Source excerpt:
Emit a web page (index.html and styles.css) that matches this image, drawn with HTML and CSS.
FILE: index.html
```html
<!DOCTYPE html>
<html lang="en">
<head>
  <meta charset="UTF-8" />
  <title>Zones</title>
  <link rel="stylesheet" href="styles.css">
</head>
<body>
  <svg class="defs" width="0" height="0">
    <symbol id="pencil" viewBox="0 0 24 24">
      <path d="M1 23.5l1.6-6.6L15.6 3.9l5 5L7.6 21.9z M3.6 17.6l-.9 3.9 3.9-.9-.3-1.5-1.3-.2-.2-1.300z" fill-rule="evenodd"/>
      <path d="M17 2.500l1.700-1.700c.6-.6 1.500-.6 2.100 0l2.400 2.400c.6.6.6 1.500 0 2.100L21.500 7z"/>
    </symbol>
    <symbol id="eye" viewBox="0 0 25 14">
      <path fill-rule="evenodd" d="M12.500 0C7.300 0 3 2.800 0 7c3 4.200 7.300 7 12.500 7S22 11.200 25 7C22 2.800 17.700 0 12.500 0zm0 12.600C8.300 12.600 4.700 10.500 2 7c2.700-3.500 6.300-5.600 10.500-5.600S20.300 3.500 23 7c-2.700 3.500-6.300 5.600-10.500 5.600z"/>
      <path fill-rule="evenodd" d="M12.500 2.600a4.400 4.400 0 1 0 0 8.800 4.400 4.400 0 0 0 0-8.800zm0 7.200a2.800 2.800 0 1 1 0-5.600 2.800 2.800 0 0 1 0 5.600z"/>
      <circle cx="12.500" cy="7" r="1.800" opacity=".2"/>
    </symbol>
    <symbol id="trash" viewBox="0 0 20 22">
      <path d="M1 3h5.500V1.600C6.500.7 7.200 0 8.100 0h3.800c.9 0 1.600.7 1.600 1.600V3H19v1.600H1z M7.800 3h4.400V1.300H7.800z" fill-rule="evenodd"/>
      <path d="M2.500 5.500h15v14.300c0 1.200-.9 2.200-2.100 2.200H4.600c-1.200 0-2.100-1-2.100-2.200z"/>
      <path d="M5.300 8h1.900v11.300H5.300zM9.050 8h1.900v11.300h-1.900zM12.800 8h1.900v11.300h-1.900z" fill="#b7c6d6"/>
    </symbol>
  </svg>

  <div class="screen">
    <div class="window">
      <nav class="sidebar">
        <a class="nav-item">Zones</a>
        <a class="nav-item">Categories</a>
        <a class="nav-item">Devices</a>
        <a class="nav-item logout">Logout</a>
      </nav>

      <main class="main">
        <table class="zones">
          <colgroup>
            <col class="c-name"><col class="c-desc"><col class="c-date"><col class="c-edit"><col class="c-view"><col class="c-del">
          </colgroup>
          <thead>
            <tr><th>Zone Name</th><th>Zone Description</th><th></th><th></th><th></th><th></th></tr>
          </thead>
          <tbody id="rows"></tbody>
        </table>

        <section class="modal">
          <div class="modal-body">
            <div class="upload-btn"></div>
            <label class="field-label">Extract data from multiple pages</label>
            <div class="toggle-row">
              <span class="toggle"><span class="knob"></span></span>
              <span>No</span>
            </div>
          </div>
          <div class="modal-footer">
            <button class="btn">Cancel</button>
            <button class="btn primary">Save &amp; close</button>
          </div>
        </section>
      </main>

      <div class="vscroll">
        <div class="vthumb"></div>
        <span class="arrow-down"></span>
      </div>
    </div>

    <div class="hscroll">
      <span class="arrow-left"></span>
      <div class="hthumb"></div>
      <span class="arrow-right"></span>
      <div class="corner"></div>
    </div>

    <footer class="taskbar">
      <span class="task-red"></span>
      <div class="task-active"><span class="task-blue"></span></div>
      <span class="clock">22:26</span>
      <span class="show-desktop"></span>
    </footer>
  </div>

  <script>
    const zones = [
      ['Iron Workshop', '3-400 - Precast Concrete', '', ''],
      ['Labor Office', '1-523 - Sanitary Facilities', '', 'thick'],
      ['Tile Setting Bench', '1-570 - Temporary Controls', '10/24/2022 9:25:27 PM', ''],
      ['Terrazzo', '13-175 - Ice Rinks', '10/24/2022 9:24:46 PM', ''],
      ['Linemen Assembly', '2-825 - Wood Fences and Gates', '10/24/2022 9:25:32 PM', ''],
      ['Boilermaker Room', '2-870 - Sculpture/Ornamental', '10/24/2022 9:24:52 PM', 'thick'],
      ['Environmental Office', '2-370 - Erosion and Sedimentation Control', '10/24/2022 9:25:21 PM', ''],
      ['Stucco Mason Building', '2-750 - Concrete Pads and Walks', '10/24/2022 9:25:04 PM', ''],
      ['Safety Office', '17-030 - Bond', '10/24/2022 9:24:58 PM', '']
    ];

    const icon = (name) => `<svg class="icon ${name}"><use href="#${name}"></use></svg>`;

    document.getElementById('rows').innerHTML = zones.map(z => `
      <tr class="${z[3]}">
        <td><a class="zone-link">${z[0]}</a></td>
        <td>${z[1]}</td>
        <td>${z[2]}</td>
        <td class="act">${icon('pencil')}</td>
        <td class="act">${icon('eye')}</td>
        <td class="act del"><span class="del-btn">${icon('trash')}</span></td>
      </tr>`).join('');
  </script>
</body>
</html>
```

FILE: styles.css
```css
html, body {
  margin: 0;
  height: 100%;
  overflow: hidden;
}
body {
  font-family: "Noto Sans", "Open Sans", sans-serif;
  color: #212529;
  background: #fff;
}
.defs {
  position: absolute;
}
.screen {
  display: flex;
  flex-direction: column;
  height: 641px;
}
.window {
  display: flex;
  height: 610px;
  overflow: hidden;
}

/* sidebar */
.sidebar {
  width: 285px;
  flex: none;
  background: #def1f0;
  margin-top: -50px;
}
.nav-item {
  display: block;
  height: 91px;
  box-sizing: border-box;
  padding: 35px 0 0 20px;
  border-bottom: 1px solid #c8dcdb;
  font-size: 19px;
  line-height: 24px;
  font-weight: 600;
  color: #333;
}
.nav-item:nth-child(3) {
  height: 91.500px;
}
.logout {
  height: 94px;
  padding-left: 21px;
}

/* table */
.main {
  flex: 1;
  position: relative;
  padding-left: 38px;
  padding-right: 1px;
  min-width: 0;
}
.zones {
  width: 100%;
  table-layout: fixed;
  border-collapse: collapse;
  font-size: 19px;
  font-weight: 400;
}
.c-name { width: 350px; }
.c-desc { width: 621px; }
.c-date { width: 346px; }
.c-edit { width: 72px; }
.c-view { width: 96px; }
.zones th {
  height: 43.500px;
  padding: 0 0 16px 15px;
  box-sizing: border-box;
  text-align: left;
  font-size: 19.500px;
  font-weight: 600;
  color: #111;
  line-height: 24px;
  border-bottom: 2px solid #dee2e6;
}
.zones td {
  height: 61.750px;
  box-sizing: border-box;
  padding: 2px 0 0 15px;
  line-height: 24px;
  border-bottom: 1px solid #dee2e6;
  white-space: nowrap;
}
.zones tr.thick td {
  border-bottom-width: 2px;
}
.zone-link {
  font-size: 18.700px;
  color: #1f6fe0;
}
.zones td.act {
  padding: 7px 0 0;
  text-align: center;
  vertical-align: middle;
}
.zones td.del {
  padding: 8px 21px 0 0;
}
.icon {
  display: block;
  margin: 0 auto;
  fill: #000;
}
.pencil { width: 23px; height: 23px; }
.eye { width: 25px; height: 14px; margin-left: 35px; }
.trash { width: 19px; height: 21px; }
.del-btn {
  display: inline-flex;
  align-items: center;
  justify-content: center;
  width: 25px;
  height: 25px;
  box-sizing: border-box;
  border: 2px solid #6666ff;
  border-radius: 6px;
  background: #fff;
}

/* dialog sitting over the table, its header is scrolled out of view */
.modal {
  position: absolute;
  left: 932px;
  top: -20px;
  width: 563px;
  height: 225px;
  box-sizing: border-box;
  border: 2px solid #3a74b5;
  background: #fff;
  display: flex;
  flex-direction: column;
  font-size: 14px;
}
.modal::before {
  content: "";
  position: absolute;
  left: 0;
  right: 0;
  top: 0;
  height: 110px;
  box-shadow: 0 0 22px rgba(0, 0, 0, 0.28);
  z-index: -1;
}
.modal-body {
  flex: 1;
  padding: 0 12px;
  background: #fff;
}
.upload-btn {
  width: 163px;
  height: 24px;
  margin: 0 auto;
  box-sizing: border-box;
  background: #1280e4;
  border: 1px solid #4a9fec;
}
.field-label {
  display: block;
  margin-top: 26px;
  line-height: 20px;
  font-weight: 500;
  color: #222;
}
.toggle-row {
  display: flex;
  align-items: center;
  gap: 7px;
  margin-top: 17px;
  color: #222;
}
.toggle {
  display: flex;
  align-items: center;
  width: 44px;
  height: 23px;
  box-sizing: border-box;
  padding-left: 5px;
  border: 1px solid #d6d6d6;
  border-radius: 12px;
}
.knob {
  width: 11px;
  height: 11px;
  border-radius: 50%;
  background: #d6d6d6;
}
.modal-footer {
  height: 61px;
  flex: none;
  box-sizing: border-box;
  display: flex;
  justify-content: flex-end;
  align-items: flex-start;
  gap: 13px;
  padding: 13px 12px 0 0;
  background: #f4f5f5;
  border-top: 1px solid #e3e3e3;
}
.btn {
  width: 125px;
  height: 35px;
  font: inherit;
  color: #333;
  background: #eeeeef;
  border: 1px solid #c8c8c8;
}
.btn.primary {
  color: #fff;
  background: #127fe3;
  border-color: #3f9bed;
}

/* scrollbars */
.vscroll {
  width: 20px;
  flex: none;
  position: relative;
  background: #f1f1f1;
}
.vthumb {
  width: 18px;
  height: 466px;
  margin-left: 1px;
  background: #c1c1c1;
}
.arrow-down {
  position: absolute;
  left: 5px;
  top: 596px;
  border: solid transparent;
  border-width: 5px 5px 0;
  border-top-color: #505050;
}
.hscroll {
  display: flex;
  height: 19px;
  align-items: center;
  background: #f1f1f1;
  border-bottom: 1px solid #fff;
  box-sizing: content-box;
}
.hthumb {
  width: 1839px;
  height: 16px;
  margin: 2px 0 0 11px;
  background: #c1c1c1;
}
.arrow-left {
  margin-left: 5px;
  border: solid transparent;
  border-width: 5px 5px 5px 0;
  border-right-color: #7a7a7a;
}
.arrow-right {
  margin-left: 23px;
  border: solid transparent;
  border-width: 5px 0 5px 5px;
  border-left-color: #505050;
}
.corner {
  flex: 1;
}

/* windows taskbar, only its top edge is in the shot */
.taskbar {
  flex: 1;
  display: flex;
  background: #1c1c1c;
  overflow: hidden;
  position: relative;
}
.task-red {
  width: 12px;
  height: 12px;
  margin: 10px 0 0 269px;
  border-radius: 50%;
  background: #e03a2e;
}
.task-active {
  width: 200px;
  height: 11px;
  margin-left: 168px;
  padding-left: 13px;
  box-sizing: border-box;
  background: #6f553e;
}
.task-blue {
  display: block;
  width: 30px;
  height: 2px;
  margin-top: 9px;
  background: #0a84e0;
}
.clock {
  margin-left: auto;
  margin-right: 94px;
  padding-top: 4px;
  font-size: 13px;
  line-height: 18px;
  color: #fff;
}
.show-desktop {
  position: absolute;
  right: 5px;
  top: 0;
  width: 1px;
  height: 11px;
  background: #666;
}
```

Task statement: Filter the data, keeping only the lines that contain "styles".

Final result:
Emit a web page (index.html and styles.css) that matches this image, drawn with HTML and CSS.
  <link rel="stylesheet" href="styles.css">
FILE: styles.css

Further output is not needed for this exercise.